Prada Group and Gucci are also recalibrating strategies to align with a shifting marketplace and the expectations of younger consumers. In Q2 2025, Gucci captured attention with fresh launches such as the Giglio bag and a product innovation strategy guided by Demna Gvasalia, supported by the leadership of Luca de Meo. Sustainability initiatives reinforce its appeal among younger audiences, and these measures are expected to restore growth momentum over the coming months.

Prada Group reported revenues of €2.74 billion for the second quarter of 2025, a 9 per cent rise on the previous year, driven largely by its sustainability agenda. Yet results varied across brands: Prada itself fell by 1.9 per cent, while Miu Miu surged with growth of 49 per cent. The group’s emphasis remains on sustainable innovation, with the Re-Nylon line serving as a cornerstone. Signatures such as the Galleria, Cahier and Re-Edition bags are reimagined with recycled nylon and refreshed in contemporary colourways, underscoring the maison’s commitment to responsible luxury.

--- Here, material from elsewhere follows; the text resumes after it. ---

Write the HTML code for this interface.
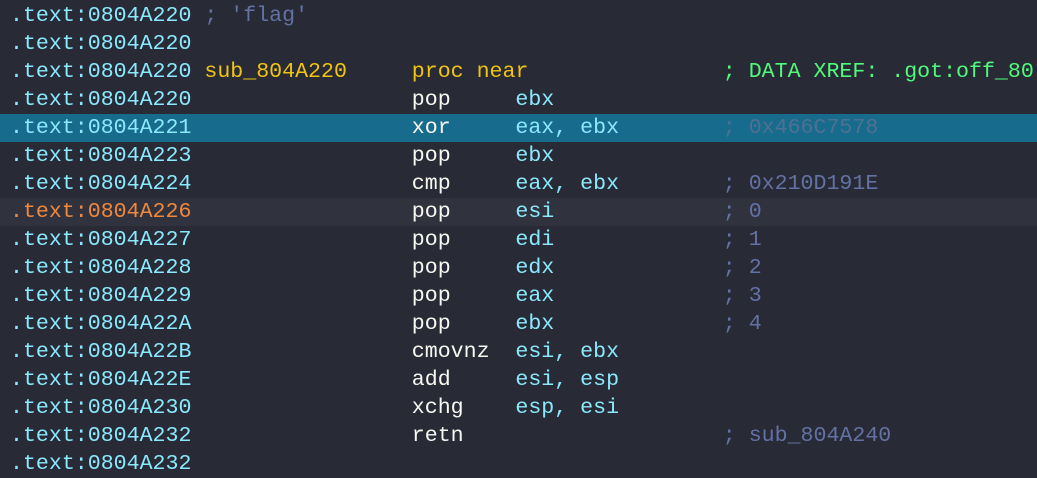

Changing consumer habits and demands for environmentally friendly products are forcing luxury fashion brands to step up their sustainability initiatives. Hermès, LVMH, Gucci and Prada have recognised the importance of weaving sustainability into both their products and their communication strategies. They are gradually making the shift, not only to meet the expectations of today’s clientele, but also to prepare for rising calls for social and environmental responsibility across the luxury fashion industry.

Many challenges remain to be solved

The shift in consumer habits also brings its own difficulties. Despite recovery efforts, LVMH has faced a fall in revenue from core categories. The group reported a 4 per cent decline in the first half of 2025, though results were steadied by enduring strength from Louis Vuitton and Dior. A drop in demand for fashion and leather goods, particularly from established clients in markets such as Japan and Europe, has served as a stark reminder: even the most powerful names must evolve to avoid slipping behind.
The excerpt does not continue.